What should the basis of a coherent programme of prison reform? First, and of critical importance, we need a sustained effort to reduce the currently high prison population. This was a point made only last week by Bob Neill, the former Justice Secretary Ken Clarke, and the former Chief Inspector of Prisons, Lord Ramsbotham. Indeed, Bob Neill told the BBC that 'we should be looking to start reducing the prison population straight away'.
Michael Gove has recently emphasised that the government does not intend to use an 'artificial target' to manage down the prison population. We should be clear that the population has been artificially managed up, over a number of years, by successive administrations. The level of imprisonment in this, and any other country, is in good part a political choice. If we imprisoned today at the rate we imprisoned in the mid-1980s, when Mrs Thatcher was in Downing Street, there would be at least 30,000 fewer people in prison.

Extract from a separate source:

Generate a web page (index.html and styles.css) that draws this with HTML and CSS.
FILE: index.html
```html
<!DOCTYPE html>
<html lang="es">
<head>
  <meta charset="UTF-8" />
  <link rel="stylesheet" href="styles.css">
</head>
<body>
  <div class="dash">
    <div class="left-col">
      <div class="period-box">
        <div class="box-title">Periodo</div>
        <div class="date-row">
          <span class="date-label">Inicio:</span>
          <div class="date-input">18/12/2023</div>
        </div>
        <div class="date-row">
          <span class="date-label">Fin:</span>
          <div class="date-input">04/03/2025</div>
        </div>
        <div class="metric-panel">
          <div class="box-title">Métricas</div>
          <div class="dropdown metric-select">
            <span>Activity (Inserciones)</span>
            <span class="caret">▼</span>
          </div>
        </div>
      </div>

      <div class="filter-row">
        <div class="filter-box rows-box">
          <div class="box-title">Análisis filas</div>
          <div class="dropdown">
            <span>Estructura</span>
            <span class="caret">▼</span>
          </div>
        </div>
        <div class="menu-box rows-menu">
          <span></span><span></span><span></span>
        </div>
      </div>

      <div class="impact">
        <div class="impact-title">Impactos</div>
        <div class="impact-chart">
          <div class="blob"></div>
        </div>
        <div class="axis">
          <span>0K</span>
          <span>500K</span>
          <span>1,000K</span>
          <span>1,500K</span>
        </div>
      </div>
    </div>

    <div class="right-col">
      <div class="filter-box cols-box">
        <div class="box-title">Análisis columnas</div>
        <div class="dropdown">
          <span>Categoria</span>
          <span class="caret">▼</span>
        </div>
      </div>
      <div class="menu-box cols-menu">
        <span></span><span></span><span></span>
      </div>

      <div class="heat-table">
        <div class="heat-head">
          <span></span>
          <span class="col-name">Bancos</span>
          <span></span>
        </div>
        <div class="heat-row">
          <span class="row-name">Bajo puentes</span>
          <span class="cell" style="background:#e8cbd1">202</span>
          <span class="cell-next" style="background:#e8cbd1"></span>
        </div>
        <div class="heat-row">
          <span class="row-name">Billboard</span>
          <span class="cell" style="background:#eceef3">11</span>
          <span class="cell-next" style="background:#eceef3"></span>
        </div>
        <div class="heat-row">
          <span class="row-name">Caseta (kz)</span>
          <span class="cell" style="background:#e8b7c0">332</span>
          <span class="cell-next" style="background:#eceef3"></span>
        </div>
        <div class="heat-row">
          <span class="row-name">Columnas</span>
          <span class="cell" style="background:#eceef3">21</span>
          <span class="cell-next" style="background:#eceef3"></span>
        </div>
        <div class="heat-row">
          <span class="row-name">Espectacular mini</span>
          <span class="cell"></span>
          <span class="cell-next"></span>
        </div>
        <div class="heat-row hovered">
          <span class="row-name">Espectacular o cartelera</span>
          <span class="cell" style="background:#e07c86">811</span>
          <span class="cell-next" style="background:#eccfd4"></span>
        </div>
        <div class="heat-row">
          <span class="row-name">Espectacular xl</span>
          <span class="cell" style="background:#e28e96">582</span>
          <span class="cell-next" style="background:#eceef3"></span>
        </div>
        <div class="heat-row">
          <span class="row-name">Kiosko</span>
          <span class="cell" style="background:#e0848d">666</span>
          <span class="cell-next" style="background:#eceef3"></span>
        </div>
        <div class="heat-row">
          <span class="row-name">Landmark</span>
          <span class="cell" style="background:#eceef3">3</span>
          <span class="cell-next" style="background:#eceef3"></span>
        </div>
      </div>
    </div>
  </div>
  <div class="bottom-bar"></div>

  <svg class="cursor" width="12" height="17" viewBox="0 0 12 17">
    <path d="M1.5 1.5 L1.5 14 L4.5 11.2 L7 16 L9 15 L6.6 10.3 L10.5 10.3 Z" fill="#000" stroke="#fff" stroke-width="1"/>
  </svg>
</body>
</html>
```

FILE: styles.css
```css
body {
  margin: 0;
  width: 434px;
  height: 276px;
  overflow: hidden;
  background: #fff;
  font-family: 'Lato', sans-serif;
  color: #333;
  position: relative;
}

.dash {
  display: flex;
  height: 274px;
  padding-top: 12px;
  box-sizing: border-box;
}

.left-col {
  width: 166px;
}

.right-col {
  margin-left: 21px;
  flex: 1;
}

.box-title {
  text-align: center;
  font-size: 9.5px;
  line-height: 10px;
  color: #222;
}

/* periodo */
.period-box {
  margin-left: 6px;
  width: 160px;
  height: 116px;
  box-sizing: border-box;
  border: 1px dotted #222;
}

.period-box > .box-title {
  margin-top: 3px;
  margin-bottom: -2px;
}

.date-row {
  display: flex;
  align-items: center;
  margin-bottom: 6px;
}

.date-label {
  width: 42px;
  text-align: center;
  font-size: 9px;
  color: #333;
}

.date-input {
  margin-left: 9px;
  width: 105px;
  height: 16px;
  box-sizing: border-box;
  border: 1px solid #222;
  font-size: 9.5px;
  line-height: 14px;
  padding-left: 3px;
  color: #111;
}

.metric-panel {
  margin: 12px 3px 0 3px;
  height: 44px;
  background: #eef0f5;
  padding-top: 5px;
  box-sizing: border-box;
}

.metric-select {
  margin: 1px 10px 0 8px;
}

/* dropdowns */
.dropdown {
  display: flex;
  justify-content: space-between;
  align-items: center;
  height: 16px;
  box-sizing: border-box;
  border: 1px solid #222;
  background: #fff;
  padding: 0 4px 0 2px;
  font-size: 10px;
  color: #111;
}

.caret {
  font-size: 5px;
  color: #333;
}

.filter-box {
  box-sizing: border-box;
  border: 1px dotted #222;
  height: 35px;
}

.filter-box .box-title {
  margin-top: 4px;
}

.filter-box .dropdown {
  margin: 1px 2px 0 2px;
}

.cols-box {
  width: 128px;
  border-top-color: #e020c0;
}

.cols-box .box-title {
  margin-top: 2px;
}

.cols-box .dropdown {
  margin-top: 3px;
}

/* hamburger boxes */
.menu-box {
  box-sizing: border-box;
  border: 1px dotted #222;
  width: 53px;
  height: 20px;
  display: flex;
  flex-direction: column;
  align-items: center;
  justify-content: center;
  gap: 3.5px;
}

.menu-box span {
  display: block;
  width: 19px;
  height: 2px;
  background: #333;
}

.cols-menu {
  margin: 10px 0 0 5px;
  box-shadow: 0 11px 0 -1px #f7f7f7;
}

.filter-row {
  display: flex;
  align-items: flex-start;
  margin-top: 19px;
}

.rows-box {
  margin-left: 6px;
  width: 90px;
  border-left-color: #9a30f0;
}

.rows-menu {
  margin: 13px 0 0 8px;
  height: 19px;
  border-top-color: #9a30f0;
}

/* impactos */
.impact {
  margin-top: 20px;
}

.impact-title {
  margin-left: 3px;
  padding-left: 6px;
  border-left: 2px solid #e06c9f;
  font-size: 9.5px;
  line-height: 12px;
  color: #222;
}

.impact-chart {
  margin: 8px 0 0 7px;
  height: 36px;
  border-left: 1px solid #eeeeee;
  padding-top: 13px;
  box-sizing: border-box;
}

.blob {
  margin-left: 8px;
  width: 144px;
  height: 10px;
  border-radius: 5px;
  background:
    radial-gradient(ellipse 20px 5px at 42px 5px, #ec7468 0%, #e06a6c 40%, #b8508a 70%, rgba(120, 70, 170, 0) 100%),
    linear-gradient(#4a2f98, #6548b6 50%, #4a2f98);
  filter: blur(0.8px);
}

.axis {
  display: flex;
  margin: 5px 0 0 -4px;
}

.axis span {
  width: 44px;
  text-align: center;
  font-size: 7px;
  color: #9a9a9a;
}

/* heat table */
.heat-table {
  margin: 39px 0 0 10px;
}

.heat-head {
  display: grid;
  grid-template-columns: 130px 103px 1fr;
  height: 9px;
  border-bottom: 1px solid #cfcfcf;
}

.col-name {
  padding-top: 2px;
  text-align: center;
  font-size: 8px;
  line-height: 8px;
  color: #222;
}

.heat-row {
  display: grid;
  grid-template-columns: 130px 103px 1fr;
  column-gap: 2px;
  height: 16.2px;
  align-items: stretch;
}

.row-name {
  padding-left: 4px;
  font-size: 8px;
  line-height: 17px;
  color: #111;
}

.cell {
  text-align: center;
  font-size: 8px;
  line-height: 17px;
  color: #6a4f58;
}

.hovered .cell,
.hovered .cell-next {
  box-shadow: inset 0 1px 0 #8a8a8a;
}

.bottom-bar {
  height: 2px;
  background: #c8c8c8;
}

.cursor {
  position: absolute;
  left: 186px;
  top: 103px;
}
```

The prison system also badly needs institutional stability and action to ground prison regimes in decency and respect: for staff, prisoners, families and visitors. The awful recent case of Shalane Blackwood, who died in prison last year from a burst duodenal ulcer, following neglect by prison staff, is just one example of how far the prison system is from this goal.

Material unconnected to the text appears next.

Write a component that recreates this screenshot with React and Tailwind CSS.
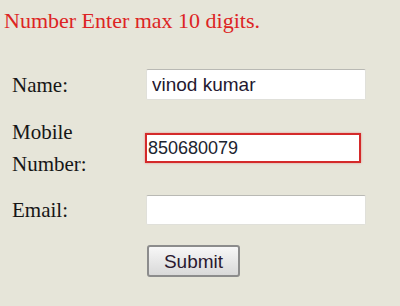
export default function App() {
  return (
    <div className="w-[400px] h-[306px] overflow-hidden bg-[#e6e5d9] font-['Liberation_Serif',serif] text-[#161616]">
      <p className="pl-[4px] pt-[8px] text-[22px] leading-[26px] text-[#dd2424]">Number Enter max 10 digits.</p>

      <div className="mt-[35px] pl-[12px]">
        <div className="flex h-[31px] items-center">
          <label className="w-[134px] text-[21px] leading-[26px]">Name:</label>
          <input
            readOnly
            value="vinod kumar"
            className="h-[31px] w-[220px] rounded-[2px] border border-[#e0e0da] border-t-[#b9b9b4] bg-white pl-[5px] font-['Liberation_Sans',sans-serif] text-[19px] text-[#241830] outline-none"
          />
        </div>

        <div className="mt-[16px] flex items-center">
          <label className="w-[133px] text-[21px] leading-[32px]">
            Mobile
            <br />
            Number:
          </label>
          <input
            readOnly
            value="850680079"
            className="h-[30px] w-[216px] border-2 border-[#d42a2a] bg-white pl-[1px] font-['Liberation_Sans',sans-serif] text-[18px] text-[#1c2430] shadow-[0_0_2px_rgba(230,60,60,0.5)] outline-none"
          />
        </div>

        <div className="mt-[15px] flex h-[30px] items-center">
          <label className="w-[134px] text-[21px] leading-[26px]">Email:</label>
          <input
            readOnly
            value=""
            className="h-[30px] w-[220px] rounded-[2px] border border-[#e0e0da] border-t-[#b9b9b4] bg-white pl-[5px] font-['Liberation_Sans',sans-serif] text-[18px] outline-none"
          />
        </div>

        <div className="mt-[20px] flex">
          <div className="w-[135px]" />
          <button className="h-[32px] w-[93px] rounded-[3px] border-2 border-[#8c8c8c] bg-gradient-to-b from-[#f7f7f7] to-[#d9d9d9] font-['Liberation_Sans',sans-serif] text-[19px] leading-none text-[#2a1830]">
            Submit
          </button>
        </div>
      </div>
    </div>
  );
}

So there is much to do on prison reform, to deliver a legacy that any Justice Minister could rightly be proud of. It would also be a hard job to pull off, and a politically controversial programme of reform. The Prime Minister and current Justice Secretary no doubt understand this well. Which is perhaps why they prefer to play at being prison reformers, rather than doing the hard work involved in being prison reformers.